Quote all of the data exactly as given. Skip every picture it contains.

─── DATA FOR THE TASK ───

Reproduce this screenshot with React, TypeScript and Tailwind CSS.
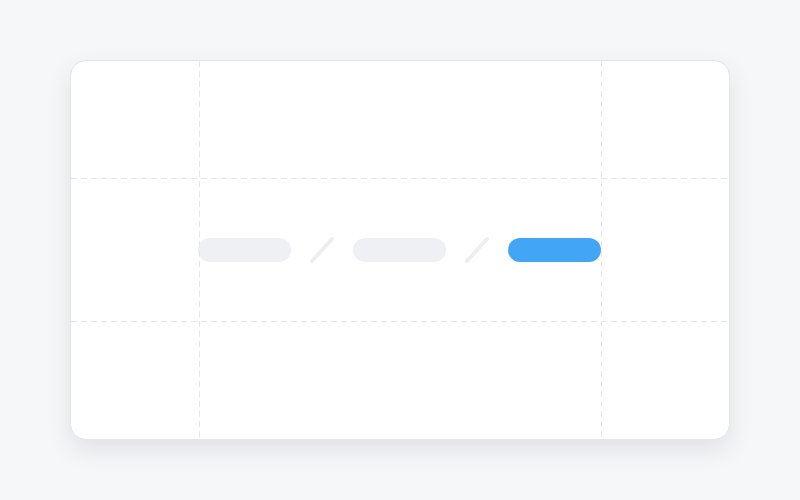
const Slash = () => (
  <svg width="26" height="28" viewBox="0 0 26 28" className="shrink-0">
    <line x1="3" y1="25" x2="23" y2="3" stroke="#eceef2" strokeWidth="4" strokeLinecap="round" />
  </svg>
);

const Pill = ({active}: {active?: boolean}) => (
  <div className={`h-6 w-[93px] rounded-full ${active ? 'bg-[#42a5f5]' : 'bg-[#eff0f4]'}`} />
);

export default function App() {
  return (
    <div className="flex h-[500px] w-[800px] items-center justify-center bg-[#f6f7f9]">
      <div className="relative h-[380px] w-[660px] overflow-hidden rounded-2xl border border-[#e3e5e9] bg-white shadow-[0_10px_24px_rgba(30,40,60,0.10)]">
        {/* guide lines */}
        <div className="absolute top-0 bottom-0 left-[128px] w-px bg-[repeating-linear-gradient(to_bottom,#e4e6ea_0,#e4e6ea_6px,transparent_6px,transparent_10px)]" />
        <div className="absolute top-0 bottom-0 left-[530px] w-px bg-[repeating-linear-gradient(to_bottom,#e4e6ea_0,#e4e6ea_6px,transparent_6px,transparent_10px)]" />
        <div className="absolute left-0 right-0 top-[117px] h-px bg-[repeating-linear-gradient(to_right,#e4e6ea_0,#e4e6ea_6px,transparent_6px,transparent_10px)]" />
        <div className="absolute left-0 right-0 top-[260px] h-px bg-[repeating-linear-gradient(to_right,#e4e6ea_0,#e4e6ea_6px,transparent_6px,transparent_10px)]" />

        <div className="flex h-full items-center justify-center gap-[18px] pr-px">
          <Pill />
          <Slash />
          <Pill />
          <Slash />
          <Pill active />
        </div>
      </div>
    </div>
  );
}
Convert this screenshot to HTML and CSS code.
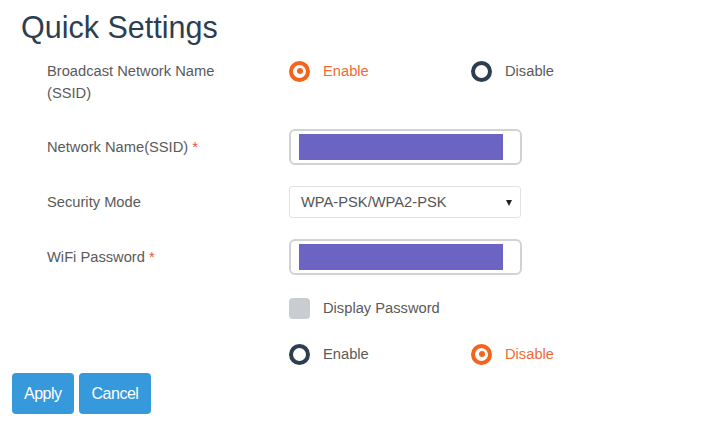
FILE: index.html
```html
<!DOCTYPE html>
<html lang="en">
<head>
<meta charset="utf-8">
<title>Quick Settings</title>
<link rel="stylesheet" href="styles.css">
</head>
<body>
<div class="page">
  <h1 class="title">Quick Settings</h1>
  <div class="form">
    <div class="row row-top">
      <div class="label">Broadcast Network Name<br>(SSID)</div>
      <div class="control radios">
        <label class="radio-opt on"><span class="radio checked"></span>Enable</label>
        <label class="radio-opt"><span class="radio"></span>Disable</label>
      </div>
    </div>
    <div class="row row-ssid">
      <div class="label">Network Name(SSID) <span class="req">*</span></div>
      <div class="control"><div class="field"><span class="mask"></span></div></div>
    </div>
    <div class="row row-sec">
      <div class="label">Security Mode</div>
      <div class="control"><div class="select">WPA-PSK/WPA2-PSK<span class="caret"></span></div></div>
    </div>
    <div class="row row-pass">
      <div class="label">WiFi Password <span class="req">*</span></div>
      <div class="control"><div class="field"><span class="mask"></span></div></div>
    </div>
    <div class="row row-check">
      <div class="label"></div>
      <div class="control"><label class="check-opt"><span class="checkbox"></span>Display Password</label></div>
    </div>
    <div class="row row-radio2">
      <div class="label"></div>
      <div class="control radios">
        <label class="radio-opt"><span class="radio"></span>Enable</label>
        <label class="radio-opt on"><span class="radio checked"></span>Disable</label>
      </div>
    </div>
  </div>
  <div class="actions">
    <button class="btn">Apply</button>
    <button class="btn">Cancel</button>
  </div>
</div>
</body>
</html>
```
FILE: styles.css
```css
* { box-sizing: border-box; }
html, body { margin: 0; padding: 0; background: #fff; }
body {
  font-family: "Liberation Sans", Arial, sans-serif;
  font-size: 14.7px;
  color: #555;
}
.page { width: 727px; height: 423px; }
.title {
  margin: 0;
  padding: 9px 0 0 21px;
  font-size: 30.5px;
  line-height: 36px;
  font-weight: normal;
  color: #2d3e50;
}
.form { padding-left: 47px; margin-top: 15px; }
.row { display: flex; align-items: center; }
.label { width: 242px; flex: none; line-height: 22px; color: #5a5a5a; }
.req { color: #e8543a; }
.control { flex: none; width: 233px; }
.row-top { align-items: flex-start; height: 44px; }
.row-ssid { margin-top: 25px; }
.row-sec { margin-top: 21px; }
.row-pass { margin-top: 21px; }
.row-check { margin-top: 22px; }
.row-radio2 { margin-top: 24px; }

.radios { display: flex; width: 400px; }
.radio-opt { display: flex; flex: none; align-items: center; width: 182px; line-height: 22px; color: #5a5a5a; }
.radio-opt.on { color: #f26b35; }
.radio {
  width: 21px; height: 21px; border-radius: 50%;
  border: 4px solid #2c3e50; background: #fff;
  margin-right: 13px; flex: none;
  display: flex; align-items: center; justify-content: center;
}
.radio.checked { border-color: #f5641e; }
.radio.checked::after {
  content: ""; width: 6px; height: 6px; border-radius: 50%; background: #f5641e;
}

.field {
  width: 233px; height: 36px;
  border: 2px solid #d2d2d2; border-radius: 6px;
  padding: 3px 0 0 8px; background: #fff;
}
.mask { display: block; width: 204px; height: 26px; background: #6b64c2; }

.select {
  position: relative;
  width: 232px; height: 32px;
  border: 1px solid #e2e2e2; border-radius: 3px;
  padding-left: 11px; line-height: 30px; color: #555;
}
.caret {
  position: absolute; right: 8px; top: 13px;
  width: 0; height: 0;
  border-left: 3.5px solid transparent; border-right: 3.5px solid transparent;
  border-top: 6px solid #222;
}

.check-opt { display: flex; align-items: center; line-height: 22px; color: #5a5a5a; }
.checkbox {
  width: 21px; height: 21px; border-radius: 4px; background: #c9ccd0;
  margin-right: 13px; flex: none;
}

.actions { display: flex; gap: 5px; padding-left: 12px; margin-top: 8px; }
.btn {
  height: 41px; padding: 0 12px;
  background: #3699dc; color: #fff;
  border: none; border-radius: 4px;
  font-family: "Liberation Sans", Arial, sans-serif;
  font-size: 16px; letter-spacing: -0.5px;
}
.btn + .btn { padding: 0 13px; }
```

───

### [ANSWER TO THE PROBLEM]
Reproduce this screenshot with React, TypeScript and Tailwind CSS.
const Slash = () => (
  <svg width="26" height="28" viewBox="0 0 26 28" className="shrink-0">
    <line x1="3" y1="25" x2="23" y2="3" stroke="#eceef2" strokeWidth="4" strokeLinecap="round" />
  </svg>
);

const Pill = ({active}: {active?: boolean}) => (
  <div className={`h-6 w-[93px] rounded-full ${active ? 'bg-[#42a5f5]' : 'bg-[#eff0f4]'}`} />
);

export default function App() {
  return (
    <div className="flex h-[500px] w-[800px] items-center justify-center bg-[#f6f7f9]">
      <div className="relative h-[380px] w-[660px] overflow-hidden rounded-2xl border border-[#e3e5e9] bg-white shadow-[0_10px_24px_rgba(30,40,60,0.10)]">
        {/* guide lines */}
        <div className="absolute top-0 bottom-0 left-[128px] w-px bg-[repeating-linear-gradient(to_bottom,#e4e6ea_0,#e4e6ea_6px,transparent_6px,transparent_10px)]" />
        <div className="absolute top-0 bottom-0 left-[530px] w-px bg-[repeating-linear-gradient(to_bottom,#e4e6ea_0,#e4e6ea_6px,transparent_6px,transparent_10px)]" />
        <div className="absolute left-0 right-0 top-[117px] h-px bg-[repeating-linear-gradient(to_right,#e4e6ea_0,#e4e6ea_6px,transparent_6px,transparent_10px)]" />
        <div className="absolute left-0 right-0 top-[260px] h-px bg-[repeating-linear-gradient(to_right,#e4e6ea_0,#e4e6ea_6px,transparent_6px,transparent_10px)]" />

        <div className="flex h-full items-center justify-center gap-[18px] pr-px">
          <Pill />
          <Slash />
          <Pill />
          <Slash />
          <Pill active />
        </div>
      </div>
    </div>
  );
}
Convert this screenshot to HTML and CSS code.
FILE: index.html
```html
<!DOCTYPE html>
<html lang="en">
<head>
<meta charset="utf-8">
<title>Quick Settings</title>
<link rel="stylesheet" href="styles.css">
</head>
<body>
<div class="page">
  <h1 class="title">Quick Settings</h1>
  <div class="form">
    <div class="row row-top">
      <div class="label">Broadcast Network Name<br>(SSID)</div>
      <div class="control radios">
        <label class="radio-opt on"><span class="radio checked"></span>Enable</label>
        <label class="radio-opt"><span class="radio"></span>Disable</label>
      </div>
    </div>
    <div class="row row-ssid">
      <div class="label">Network Name(SSID) <span class="req">*</span></div>
      <div class="control"><div class="field"><span class="mask"></span></div></div>
    </div>
    <div class="row row-sec">
      <div class="label">Security Mode</div>
      <div class="control"><div class="select">WPA-PSK/WPA2-PSK<span class="caret"></span></div></div>
    </div>
    <div class="row row-pass">
      <div class="label">WiFi Password <span class="req">*</span></div>
      <div class="control"><div class="field"><span class="mask"></span></div></div>
    </div>
    <div class="row row-check">
      <div class="label"></div>
      <div class="control"><label class="check-opt"><span class="checkbox"></span>Display Password</label></div>
    </div>
    <div class="row row-radio2">
      <div class="label"></div>
      <div class="control radios">
        <label class="radio-opt"><span class="radio"></span>Enable</label>
        <label class="radio-opt on"><span class="radio checked"></span>Disable</label>
      </div>
    </div>
  </div>
  <div class="actions">
    <button class="btn">Apply</button>
    <button class="btn">Cancel</button>
  </div>
</div>
</body>
</html>
```
FILE: styles.css
```css
* { box-sizing: border-box; }
html, body { margin: 0; padding: 0; background: #fff; }
body {
  font-family: "Liberation Sans", Arial, sans-serif;
  font-size: 14.7px;
  color: #555;
}
.page { width: 727px; height: 423px; }
.title {
  margin: 0;
  padding: 9px 0 0 21px;
  font-size: 30.5px;
  line-height: 36px;
  font-weight: normal;
  color: #2d3e50;
}
.form { padding-left: 47px; margin-top: 15px; }
.row { display: flex; align-items: center; }
.label { width: 242px; flex: none; line-height: 22px; color: #5a5a5a; }
.req { color: #e8543a; }
.control { flex: none; width: 233px; }
.row-top { align-items: flex-start; height: 44px; }
.row-ssid { margin-top: 25px; }
.row-sec { margin-top: 21px; }
.row-pass { margin-top: 21px; }
.row-check { margin-top: 22px; }
.row-radio2 { margin-top: 24px; }

.radios { display: flex; width: 400px; }
.radio-opt { display: flex; flex: none; align-items: center; width: 182px; line-height: 22px; color: #5a5a5a; }
.radio-opt.on { color: #f26b35; }
.radio {
  width: 21px; height: 21px; border-radius: 50%;
  border: 4px solid #2c3e50; background: #fff;
  margin-right: 13px; flex: none;
  display: flex; align-items: center; justify-content: center;
}
.radio.checked { border-color: #f5641e; }
.radio.checked::after {
  content: ""; width: 6px; height: 6px; border-radius: 50%; background: #f5641e;
}

.field {
  width: 233px; height: 36px;
  border: 2px solid #d2d2d2; border-radius: 6px;
  padding: 3px 0 0 8px; background: #fff;
}
.mask { display: block; width: 204px; height: 26px; background: #6b64c2; }

.select {
  position: relative;
  width: 232px; height: 32px;
  border: 1px solid #e2e2e2; border-radius: 3px;
  padding-left: 11px; line-height: 30px; color: #555;
}
.caret {
  position: absolute; right: 8px; top: 13px;
  width: 0; height: 0;
  border-left: 3.5px solid transparent; border-right: 3.5px solid transparent;
  border-top: 6px solid #222;
}

.check-opt { display: flex; align-items: center; line-height: 22px; color: #5a5a5a; }
.checkbox {
  width: 21px; height: 21px; border-radius: 4px; background: #c9ccd0;
  margin-right: 13px; flex: none;
}

.actions { display: flex; gap: 5px; padding-left: 12px; margin-top: 8px; }
.btn {
  height: 41px; padding: 0 12px;
  background: #3699dc; color: #fff;
  border: none; border-radius: 4px;
  font-family: "Liberation Sans", Arial, sans-serif;
  font-size: 16px; letter-spacing: -0.5px;
}
.btn + .btn { padding: 0 13px; }
```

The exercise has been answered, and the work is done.